Researchers from the Australian National University and TMOS, an Australian Research Council Centre of Excellence, have developed a highly sensitive self-powered single photon detector that could be used to make self-driving cars safer and more energy efficient.
A fast, single-photon Light Detection And Ranging (LIDAR) is far more sensitive than other forms of LIDARs, allowing information be to be perceived earlier, and in far more detail, especially in low light or poor visibility conditions. By detecting signals earlier, the AI technology in the driver’s seat has more time to make the decisions necessary to prevent an accident. Many previous accidents involving self-driving cars have been a result of the car not being able to identify unexpected objects in a timely manner, such as pedestrians and bicycles.
Until now, single photon detectors have required an external power source or cryogenic cooling, adding to the bulk and weight of the sensor and limiting its applications. These larger, heavier sensors consume more energy, increasing costs and emissions.
In research published in Advanced Materials, the team at TMOS have demonstrated how III-V compound semiconductor nanowires have shown tremendous potential for developing high-speed single photon level detection due to their unique electrical and optical properties, as well as flexibility of device design.
Practical applications extend beyond autonomous vehicles. Even Apple’s iPhone now implement LIDAR technology.

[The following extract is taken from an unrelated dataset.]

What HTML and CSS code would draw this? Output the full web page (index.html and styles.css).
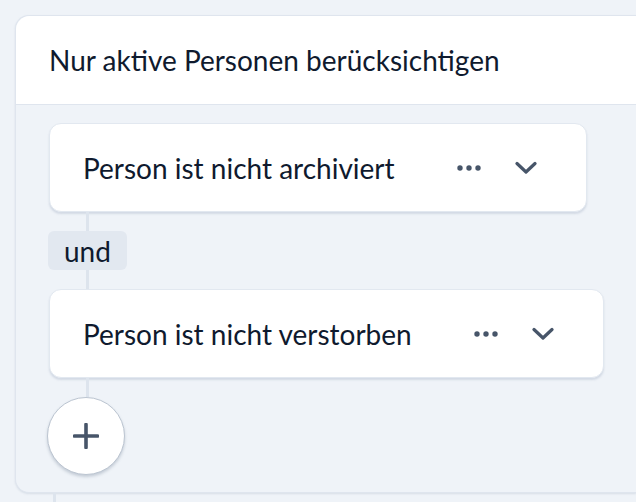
FILE: index.html
```html
<!DOCTYPE html>
<html lang="de">
<head>
    <meta charset="UTF-8">
    <meta name="viewport" content="width=device-width, initial-scale=1.0">
    <title>Filter</title>
    <link rel="stylesheet" href="styles.css">
</head>
<body>

    <div class="panel">
        <div class="panel-header">Nur aktive Personen berücksichtigen</div>

        <div class="panel-body">
            <div class="rule">
                <span class="rule-text">Person ist nicht archiviert</span>
                <button class="icon-btn" aria-label="Mehr">
                    <svg width="24" height="6" viewBox="0 0 24 6"><circle cx="3" cy="3" r="2.7"/><circle cx="12" cy="3" r="2.7"/><circle cx="21" cy="3" r="2.7"/></svg>
                </button>
                <button class="icon-btn" aria-label="Aufklappen">
                    <svg width="22" height="14" viewBox="0 0 22 14"><path d="M2 2.5 L11 11 L20 2.5" fill="none" stroke-width="3.2" stroke-linecap="round" stroke-linejoin="round"/></svg>
                </button>
            </div>

            <div class="connector"></div>
            <div class="operator">und</div>
            <div class="connector"></div>

            <div class="rule">
                <span class="rule-text">Person ist nicht verstorben</span>
                <button class="icon-btn" aria-label="Mehr">
                    <svg width="24" height="6" viewBox="0 0 24 6"><circle cx="3" cy="3" r="2.7"/><circle cx="12" cy="3" r="2.7"/><circle cx="21" cy="3" r="2.7"/></svg>
                </button>
                <button class="icon-btn" aria-label="Aufklappen">
                    <svg width="22" height="14" viewBox="0 0 22 14"><path d="M2 2.5 L11 11 L20 2.5" fill="none" stroke-width="3.2" stroke-linecap="round" stroke-linejoin="round"/></svg>
                </button>
            </div>

            <div class="connector"></div>
            <button class="add-btn" aria-label="Regel hinzufügen">
                <svg width="26" height="26" viewBox="0 0 26 26"><path d="M13 1.5 V24.5 M1.5 13 H24.5" fill="none" stroke-width="3.6" stroke-linecap="round"/></svg>
            </button>
        </div>
    </div>
    <div class="tail"></div>

</body>
</html>
```

FILE: styles.css
```css
body {
    font-family: Lato, "Open Sans", sans-serif;
    margin: 0;
    padding: 15px 0 0 15px;
    background-color: #eff3f8;
    color: #0f1a2e;
    overflow: hidden;
}
/* panel runs on past the right edge of the window */
.panel {
    border: 1px solid #dfe5ee;
    border-right: none;
    border-radius: 14px 0 0 14px;
    background-color: #eff3f8;
    box-shadow: 0 1px 2px rgba(148, 163, 184, 0.25);
}
.panel-header {
    height: 88px;
    display: flex;
    align-items: center;
    padding-left: 33px;
    font-size: 28px;
    background-color: white;
    border-bottom: 1px solid #dfe5ee;
    border-radius: 14px 0 0 0;
}
.panel-body {
    display: flex;
    flex-direction: column;
    align-items: flex-start;
    padding: 18px 0 17px 33px;
}
.rule {
    height: 87px;
    display: flex;
    align-items: center;
    padding: 0 31px 0 33px;
    background-color: white;
    border: 1px solid #e2e8f0;
    border-radius: 12px;
    box-shadow: 0 2px 2px rgba(148, 163, 184, 0.3);
    font-size: 28px;
}
.rule-text {
    margin-right: 46px;
}
.icon-btn {
    width: 57px;
    height: 40px;
    display: flex;
    justify-content: center;
    align-items: center;
    padding: 0;
    background: none;
    border: none;
    cursor: pointer;
    fill: #475569;
    stroke: #475569;
}
.icon-btn circle {
    stroke: none;
}
.connector {
    width: 3px;
    height: 19px;
    margin-left: 37px;
    background-color: #dde4ed;
}
.operator {
    height: 39px;
    display: flex;
    align-items: center;
    padding: 0 16px;
    margin-left: -1px;
    background-color: #e2e8f0;
    border-radius: 6px;
    font-size: 28px;
}
.add-btn {
    width: 78px;
    height: 78px;
    margin-left: -2px;
    display: flex;
    justify-content: center;
    align-items: center;
    padding: 0;
    background-color: white;
    border: 1.5px solid #bcc5d1;
    border-radius: 50%;
    box-shadow: 0 2px 3px rgba(100, 116, 139, 0.3);
    stroke: #475569;
    cursor: pointer;
}
.tail {
    width: 3px;
    height: 20px;
    margin-left: 38px;
    background-color: #dde4ed;
}
```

Co-lead author on the research, from TMOS, Yi Zhu says, “The future applications of this new device could be almost limitless. We’ll see it used in space exploration, medical diagnostics, and quantum computing.”
While the technology is still in early stages, the team is confident that it maps out a pathway towards low-cost, high sensitivity, self-powered photodetectors.
Co-lead author, Vidur Raj also from TMOS, says, “the next step to seeing this technology realized is to optimize the device design to further improve its speed. That’s where our focus for 2022 will be.”
Lead researcher of the project, Professor Lan Fu says, “In the long term, we will leverage our broad research expertise on compound semiconductor nanowire materals and devices to design new detector structures such as single photon avalanche photodiodes and develop chip-scale, multi-pixel imaging arrays.”